Menurut dia, dirinya sudah empat kali melakukan sosialisasi di lingkungannya. Ibu-ibu yang ikut sosialisasi tersebut tidak harus mengeluarkan modal.
Semua peralatan diberikan Denok secara cuma-cuma. Tapi, tetap saja tidak ada yang mau. Akhirnya, Denok menyerah. Ketimbang dongkol karena terus-menerus ditolak, dia memilih bergerak ke tempat lain.
Saat ini Denok sudah memberikan pelatihan di 13 di antara 51 kelurahan di Solo. Ibu-ibu yang sudah mendapat pelatihan juga sudah sangat pandai.

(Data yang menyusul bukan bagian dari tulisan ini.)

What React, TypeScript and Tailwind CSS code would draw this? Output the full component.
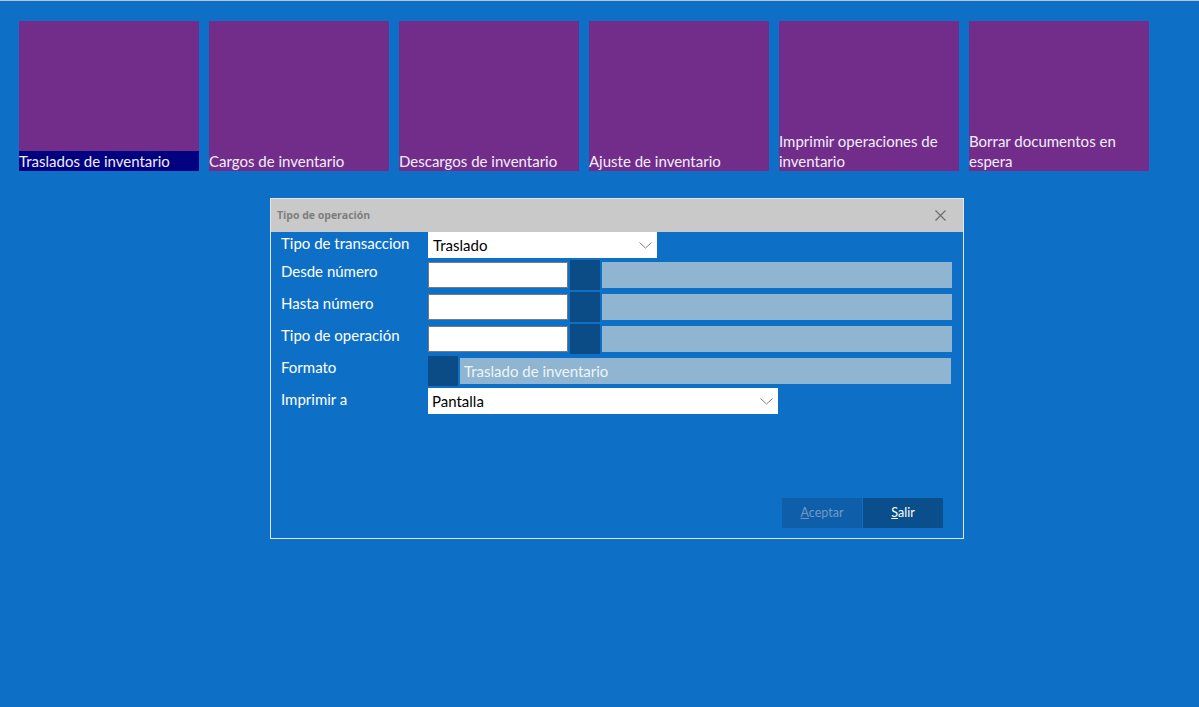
import React from "react";

const TILES = [
  { label: "Traslados de inventario", active: true },
  { label: "Cargos de inventario" },
  { label: "Descargos de inventario" },
  { label: "Ajuste de inventario" },
  { label: "Imprimir operaciones de inventario" },
  { label: "Borrar documentos en espera" },
];

const font = { fontFamily: "Lato, 'Open Sans', sans-serif" };

function Chevron() {
  return (
    <svg width="13" height="7" viewBox="0 0 13 7" className="mr-[2px] text-[#808080]">
      <path d="M0.5 0.5 L6.5 6 L12.5 0.5" fill="none" stroke="currentColor" strokeWidth="1" />
    </svg>
  );
}

function LookupRow({ label }: { label: string }) {
  return (
    <div className="flex h-[30px]">
      <div className="w-[147px] pt-[1px] text-[15px] leading-[20px] text-white">{label}</div>
      <div className="my-[2px] h-[26px] w-[140px] border border-[#7a7a7a] bg-white" />
      <div className="ml-[2px] h-[30px] w-[30px] bg-[#0b4c87]" />
      <div className="my-[2px] ml-[2px] h-[26px] w-[350px] bg-[#8fb5d0]" />
    </div>
  );
}

export default function App() {
  return (
    <div className="min-h-[707px] w-full overflow-hidden border-t border-[#b8c4cf] bg-[#0e6fc7]" style={font}>
      {/* tiles */}
      <div className="flex gap-[10px] pl-[19px] pt-[20px]">
        {TILES.map((t) => (
          <div key={t.label} className="flex h-[150px] w-[180px] flex-col justify-end bg-[#722d8b]">
            <div
              className={
                "text-[15px] leading-[20px] text-[#f1edfb] " + (t.active ? "bg-[#000080]" : "")
              }
            >
              {t.label}
            </div>
          </div>
        ))}
      </div>

      {/* dialog */}
      <div className="ml-[270px] mt-[27px] flex h-[341px] w-[694px] flex-col border border-[#dfe6ee]">
        <div className="flex h-[33px] items-center justify-between bg-[#c9c9c9] pl-[6px] pr-[17px]">
          <span className="text-[10.5px] font-bold text-[#7d7d7d]" style={{ fontFamily: "'Open Sans', sans-serif" }}>
            Tipo de operación
          </span>
          <svg width="11" height="11" viewBox="0 0 11 11" className="text-[#6e6e6e]">
            <path d="M0.5 0.5 L10.5 10.5 M10.5 0.5 L0.5 10.5" stroke="currentColor" strokeWidth="1.2" />
          </svg>
        </div>

        <div className="flex flex-col gap-[2px] pl-[10px]">
          <div className="flex h-[26px]">
            <div className="w-[147px] pt-[1px] text-[15px] leading-[20px] text-white">Tipo de transaccion</div>
            <div className="flex w-[229px] items-center justify-between bg-white pl-[5px] pr-[3px]">
              <span className="text-[15px] text-black">Traslado</span>
              <Chevron />
            </div>
          </div>

          <LookupRow label="Desde número" />
          <LookupRow label="Hasta número" />
          <LookupRow label="Tipo de operación" />

          <div className="flex h-[30px]">
            <div className="w-[147px] pt-[1px] text-[15px] leading-[20px] text-white">Formato</div>
            <div className="h-[30px] w-[30px] bg-[#0b4c87]" />
            <div className="my-[2px] ml-[2px] flex h-[26px] w-[491px] items-center bg-[#8fb5d0] pl-[4px] text-[15px] text-[#eef4f9]">
              Traslado de inventario
            </div>
          </div>

          <div className="flex h-[26px]">
            <div className="w-[147px] pt-[1px] text-[15px] leading-[20px] text-white">Imprimir a</div>
            <div className="flex w-[350px] items-center justify-between bg-white pl-[4px] pr-[3px]">
              <span className="text-[15px] text-black">Pantalla</span>
              <Chevron />
            </div>
          </div>
        </div>

        <div className="mt-auto flex justify-end gap-[1px] pb-[10px] pr-[20px]">
          <button className="h-[30px] w-[80px] bg-[#0f5ea9] text-[12.5px] text-[#6f9ac3]">
            <span className="underline">A</span>ceptar
          </button>
          <button className="h-[30px] w-[80px] bg-[#0a4e8c] text-[12.5px] text-white">
            <span className="underline">S</span>alir
          </button>
        </div>
      </div>
    </div>
  );
}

Kampung-kampung yang pengelolaan sampahnya telah bagus lalu disebut dengan kampung daur ulang.
Kiprah Denok di Solo ternyata mengantarkannya kembali ke Jakarta. Bersama teman-temannya, Denok melakukan kerja sama dengan Pusat Pengelolaan Kompleks Kemayoran (PPKK) Jakarta untuk membantu mengelola sampah di sana.